Nearest Neighbour Classifier - 2
$k$-Nearest Neighbour Classifier
For $x$ to be classifier find $k$ nearest $x_{i_1},\ldots,x_{i_k}$ in the training data.
Classify $x$ according to the majority vote of their class labels.
For $k=3$:
The $k$ represents the number of closest labels you are taking into account.
1: Input: training data (x0, L(x0)), ... , (xn, L(xn))
2: new x ∈ X to be classified
4: for i = 0 to n do
5: Compute distance d(x, xi)
6: endfor
7: Let xi1, ... , xik be the list of items such that
8: d(x, xij) is among the k smallest distances
9: return label L which occurs most frequently in L(xi1), ... , L(xik) (majority vote)
Learning a “good” $k$
To learn a “good” $k$ divide labelled data into training data $T$ and validation data $V$.
This will result in the following two subsets of the labelled data:
The left is the training data and the right is the validation data.
The classification error of a classifier $f$ on a set of data items is the number of incorrectly classified data items divided by the total number of data items.
We are saying here that we want a $k$ such that new items added have the least classification error.
- $f_1$ be the 1-nearest neighbour classifier obtained from the training data $T$.
- $f_2$ be the 2-nearest neighbour classifier obtained from the training data $T$.
- and so on for $3,\ldots,m$.
Choose $f_k$ for which the classification error is minimal on the validation data (not the training data).
- The aim of supervised learning is to do well on test data that is not know during learning.
- Choosing the values for parameters (here $k$) that minimise the classification error on the training data is not necessarily the best policy.
- We want the learning algorithm to model true regularities in the data and ignore noise in the data.
Training and Validation Data - $k=1$
If we chose the value that was best for the training data then we can see here that we would almost always go for $k=1$. However, we want to be good generally so we optimise $k$ for the test data.
Training and Validation Data - $k=7$
You can see that although the error of the training data goes up the “general” error (on the validation data) goes down.

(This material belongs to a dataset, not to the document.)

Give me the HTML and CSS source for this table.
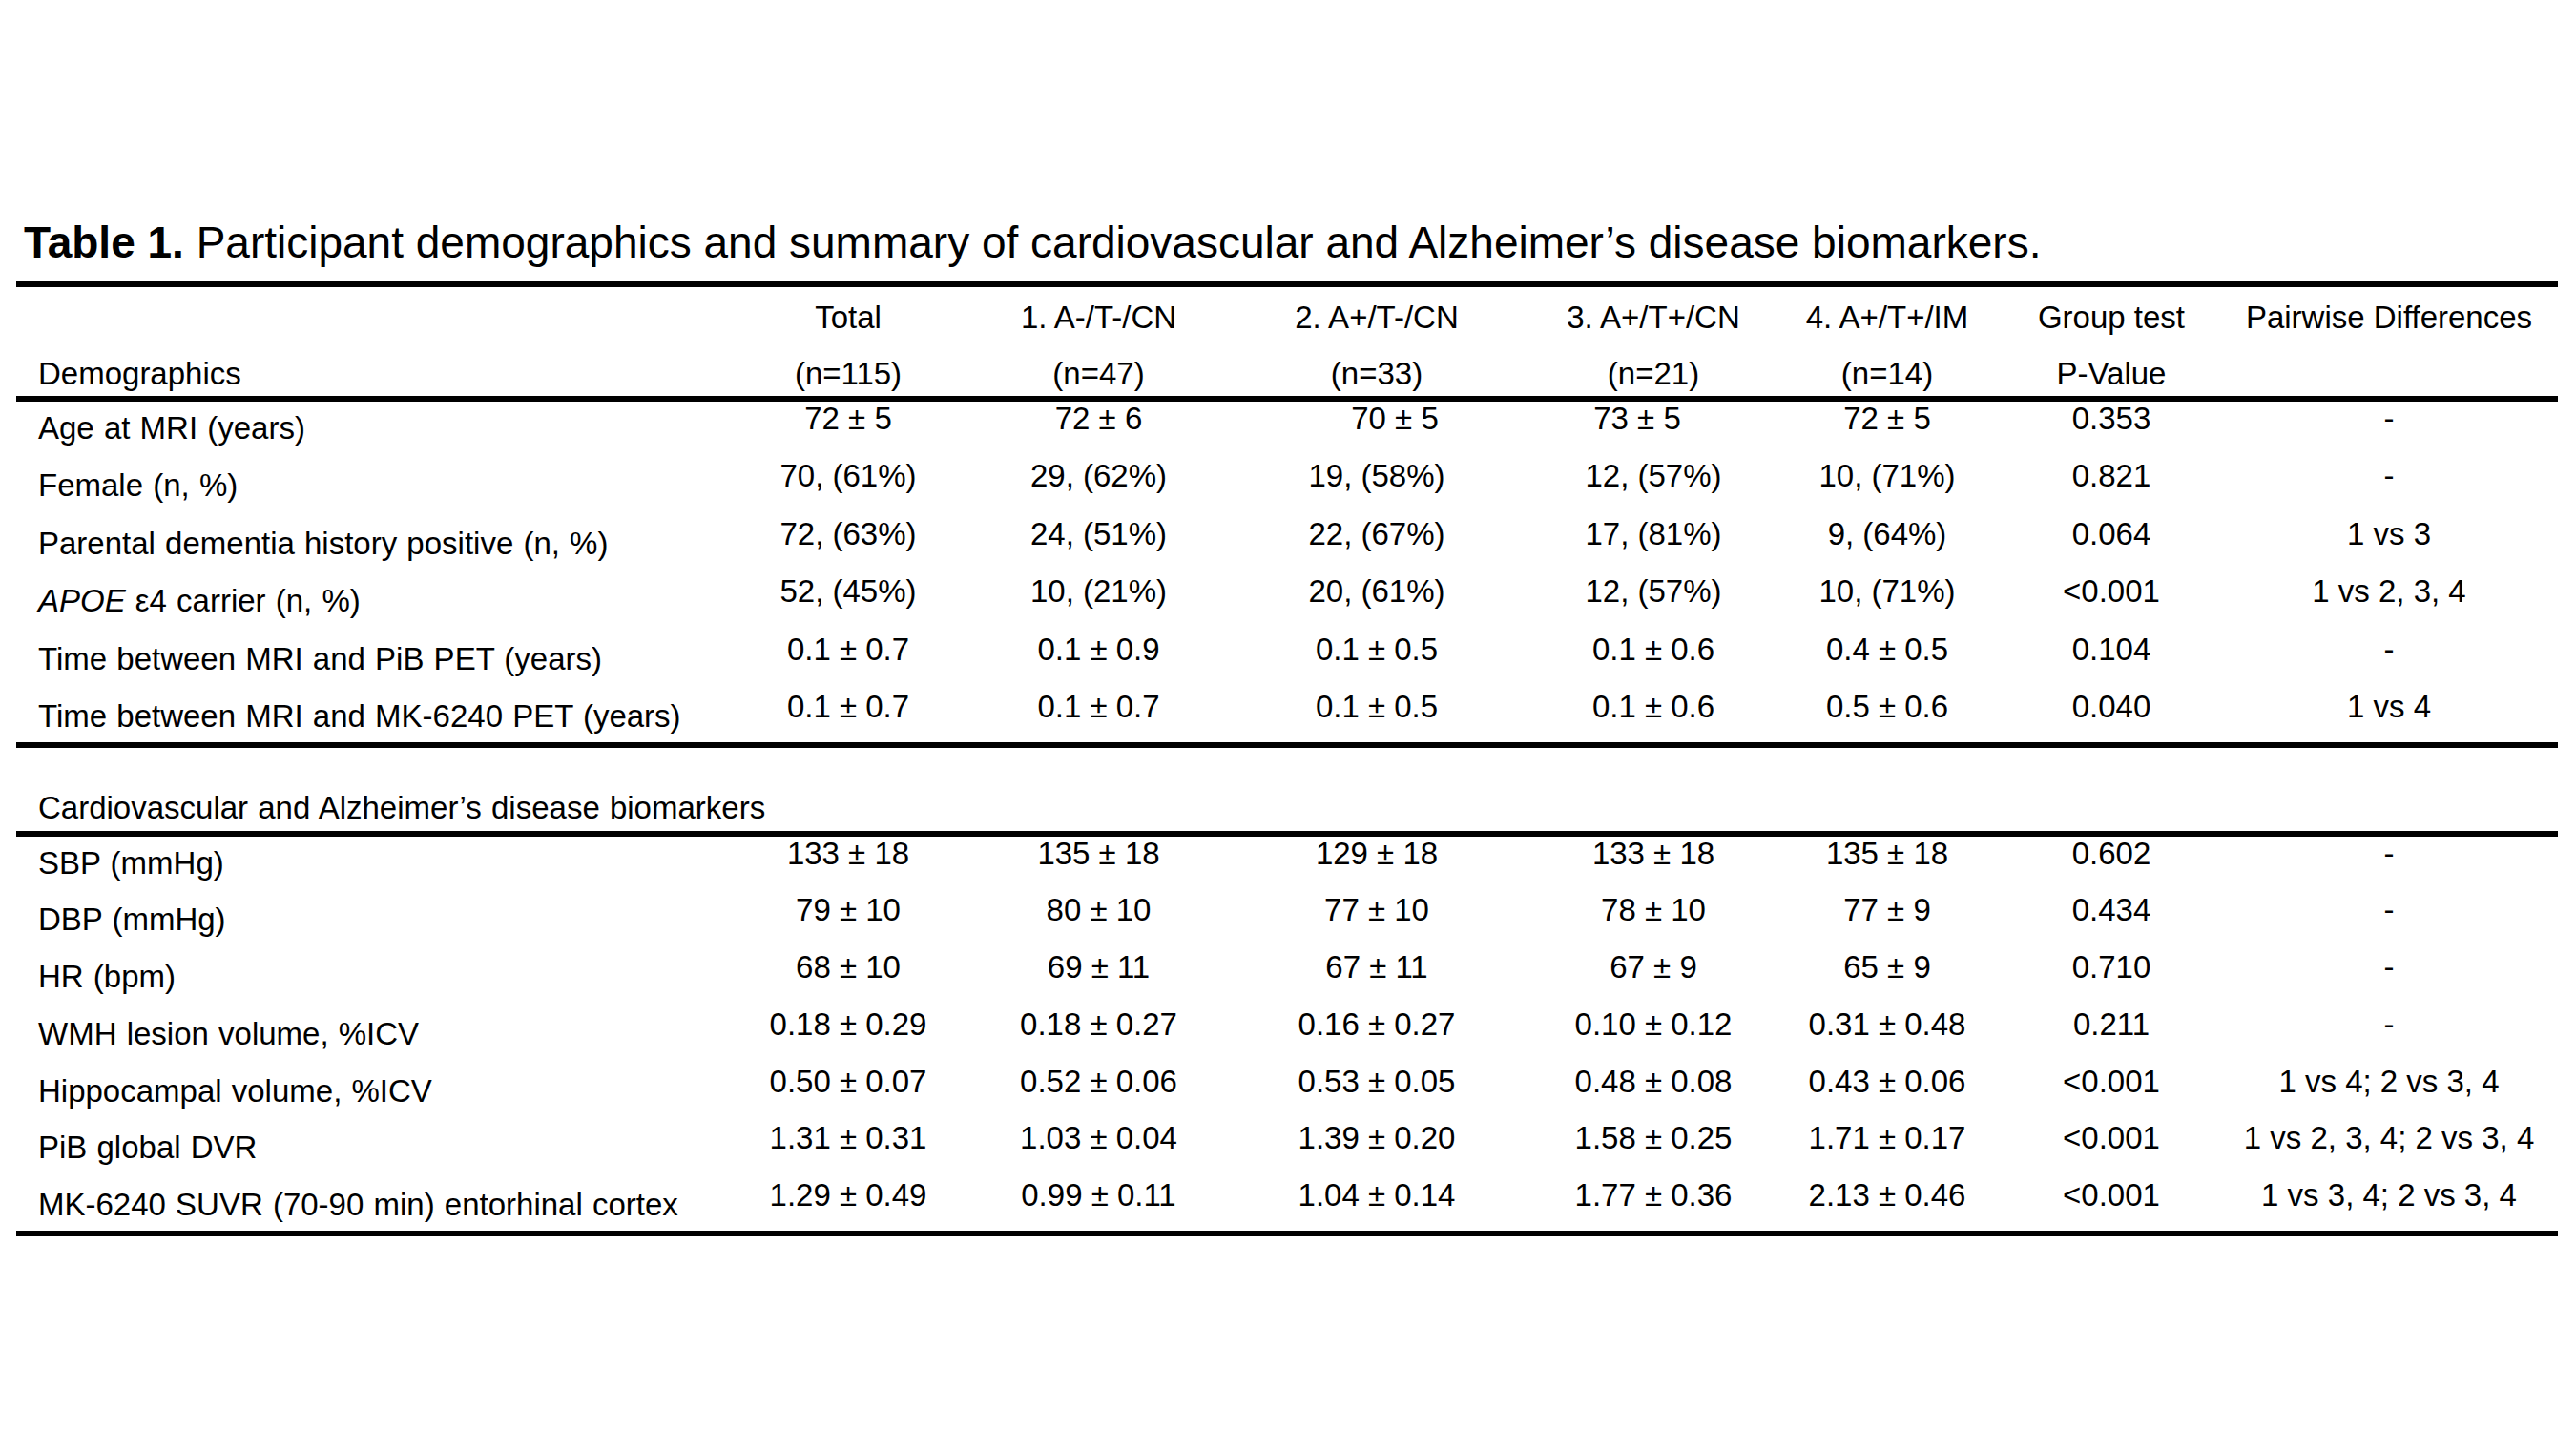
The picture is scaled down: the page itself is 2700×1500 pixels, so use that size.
FILE: index.html
```html
<!DOCTYPE html>
<html>
<head>
<meta charset="utf-8">
<link rel="stylesheet" href="styles.css">
</head>
<body>
<div class="page">
  <div class="title"><b>Table 1.</b> Participant demographics and summary of cardiovascular and Alzheimer’s disease biomarkers.</div>
  <div class="rule"></div>
  <div class="head">
    <div class="row hrow1">
      <div class="label"></div>
      <div class="c">Total</div>
      <div class="c">1. A-/T-/CN</div>
      <div class="c">2. A+/T-/CN</div>
      <div class="c">3. A+/T+/CN</div>
      <div class="c">4. A+/T+/IM</div>
      <div class="c">Group test</div>
      <div class="c">Pairwise Differences</div>
    </div>
    <div class="row hrow2">
      <div class="label flat">Demographics</div>
      <div class="c">(n=115)</div>
      <div class="c">(n=47)</div>
      <div class="c">(n=33)</div>
      <div class="c">(n=21)</div>
      <div class="c">(n=14)</div>
      <div class="c">P-Value</div>
      <div class="c"></div>
    </div>
  </div>
  <div class="rule"></div>
  <div class="body sec1">
    <div class="row">
      <div class="label">Age at MRI (years)</div>
      <div class="c">72 ± 5</div><div class="c">72 ± 6</div><div class="c sr">70 ± 5</div><div class="c sl">73 ± 5</div><div class="c">72 ± 5</div><div class="c">0.353</div><div class="c">-</div>
    </div>
    <div class="row">
      <div class="label">Female (n, %)</div>
      <div class="c">70, (61%)</div><div class="c">29, (62%)</div><div class="c">19, (58%)</div><div class="c">12, (57%)</div><div class="c">10, (71%)</div><div class="c">0.821</div><div class="c">-</div>
    </div>
    <div class="row">
      <div class="label">Parental dementia history positive (n, %)</div>
      <div class="c">72, (63%)</div><div class="c">24, (51%)</div><div class="c">22, (67%)</div><div class="c">17, (81%)</div><div class="c">9, (64%)</div><div class="c">0.064</div><div class="c">1 vs 3</div>
    </div>
    <div class="row">
      <div class="label"><i>APOE</i> ε4 carrier (n, %)</div>
      <div class="c">52, (45%)</div><div class="c">10, (21%)</div><div class="c">20, (61%)</div><div class="c">12, (57%)</div><div class="c">10, (71%)</div><div class="c">&lt;0.001</div><div class="c">1 vs 2, 3, 4</div>
    </div>
    <div class="row">
      <div class="label">Time between MRI and PiB PET (years)</div>
      <div class="c">0.1 ± 0.7</div><div class="c">0.1 ± 0.9</div><div class="c">0.1 ± 0.5</div><div class="c">0.1 ± 0.6</div><div class="c">0.4 ± 0.5</div><div class="c">0.104</div><div class="c">-</div>
    </div>
    <div class="row">
      <div class="label">Time between MRI and MK-6240 PET (years)</div>
      <div class="c">0.1 ± 0.7</div><div class="c">0.1 ± 0.7</div><div class="c">0.1 ± 0.5</div><div class="c">0.1 ± 0.6</div><div class="c">0.5 ± 0.6</div><div class="c">0.040</div><div class="c">1 vs 4</div>
    </div>
  </div>
  <div class="rule"></div>
  <div class="subhead">Cardiovascular and Alzheimer’s disease biomarkers</div>
  <div class="rule"></div>
  <div class="body sec2">
    <div class="row">
      <div class="label">SBP (mmHg)</div>
      <div class="c">133 ± 18</div><div class="c">135 ± 18</div><div class="c">129 ± 18</div><div class="c">133 ± 18</div><div class="c">135 ± 18</div><div class="c">0.602</div><div class="c">-</div>
    </div>
    <div class="row">
      <div class="label">DBP (mmHg)</div>
      <div class="c">79 ± 10</div><div class="c">80 ± 10</div><div class="c">77 ± 10</div><div class="c">78 ± 10</div><div class="c">77 ± 9</div><div class="c">0.434</div><div class="c">-</div>
    </div>
    <div class="row">
      <div class="label">HR (bpm)</div>
      <div class="c">68 ± 10</div><div class="c">69 ± 11</div><div class="c">67 ± 11</div><div class="c">67 ± 9</div><div class="c">65 ± 9</div><div class="c">0.710</div><div class="c">-</div>
    </div>
    <div class="row">
      <div class="label">WMH lesion volume, %ICV</div>
      <div class="c">0.18 ± 0.29</div><div class="c">0.18 ± 0.27</div><div class="c">0.16 ± 0.27</div><div class="c">0.10 ± 0.12</div><div class="c">0.31 ± 0.48</div><div class="c">0.211</div><div class="c">-</div>
    </div>
    <div class="row">
      <div class="label">Hippocampal volume, %ICV</div>
      <div class="c">0.50 ± 0.07</div><div class="c">0.52 ± 0.06</div><div class="c">0.53 ± 0.05</div><div class="c">0.48 ± 0.08</div><div class="c">0.43 ± 0.06</div><div class="c">&lt;0.001</div><div class="c">1 vs 4; 2 vs 3, 4</div>
    </div>
    <div class="row">
      <div class="label">PiB global DVR</div>
      <div class="c">1.31 ± 0.31</div><div class="c">1.03 ± 0.04</div><div class="c">1.39 ± 0.20</div><div class="c">1.58 ± 0.25</div><div class="c">1.71 ± 0.17</div><div class="c">&lt;0.001</div><div class="c">1 vs 2, 3, 4; 2 vs 3, 4</div>
    </div>
    <div class="row">
      <div class="label">MK-6240 SUVR (70-90 min) entorhinal cortex</div>
      <div class="c">1.29 ± 0.49</div><div class="c">0.99 ± 0.11</div><div class="c">1.04 ± 0.14</div><div class="c">1.77 ± 0.36</div><div class="c">2.13 ± 0.46</div><div class="c">&lt;0.001</div><div class="c">1 vs 3, 4; 2 vs 3, 4</div>
    </div>
  </div>
  <div class="rule"></div>
</div>
</body>
</html>
```
FILE: styles.css
```css
html, body {
  margin: 0;
  padding: 0;
  background: #ffffff;
}
body {
  font-family: "Liberation Sans", Arial, sans-serif;
  color: #000000;
}
.page {
  width: 2664px;
  margin-left: 17px;
  padding-top: 231px;
}
.title {
  margin-left: 8px;
  font-size: 46px;
  line-height: 46px;
  height: 46px;
  margin-bottom: 18px;
  white-space: nowrap;
}
.title b {
  font-weight: bold;
}
.rule {
  height: 6px;
  background: #000000;
}
.row {
  display: grid;
  grid-template-columns: 741.5px 261px 264px 319px 261px 229px 241px 341px 1fr;
  font-size: 33px;
  line-height: 33px;
  white-space: nowrap;
}
.c {
  text-align: center;
}
.c.sr {
  padding-left: 38px;
}
.c.sl {
  padding-right: 34px;
}
.label {
  text-align: left;
  padding-left: 23px;
  padding-top: 10px;
  word-spacing: 1px;
}
.label.flat {
  padding-top: 0;
}
.head {
  padding-top: 15px;
  padding-bottom: 7px;
}
.hrow1 {
  height: 59px;
}
.hrow2 {
  height: 33px;
}
.body {
  padding-top: 0.5px;
}
.sec1 .row {
  height: 60.5px;
}
.sec2 .row {
  height: 59.8px;
}
.body .row:last-child {
  height: 54px;
}
.subhead {
  font-size: 33px;
  line-height: 33px;
  padding: 46px 0 8px 23px;
  word-spacing: 1px;
  white-space: nowrap;
}
```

We want to increase $k$ to minimise this value.
The line also gets smoother as $k$ increases as it is interpolating the data and removing noise.
Properties and Training
As $k$ increases:
- Classification boundaries become smother (possibly reflecting regularity in the data.
- Error on the training data can increase.
- $k$-nearest neighbour is simple but effective.
- Decision surface can be non-linear.
- Only a single parameter, $k$, easily learned by cross validation.
- What does nearest mean?
- Need to specify a distance measure.
- Computational cost.
- Must store and sear through the entire training set at test time.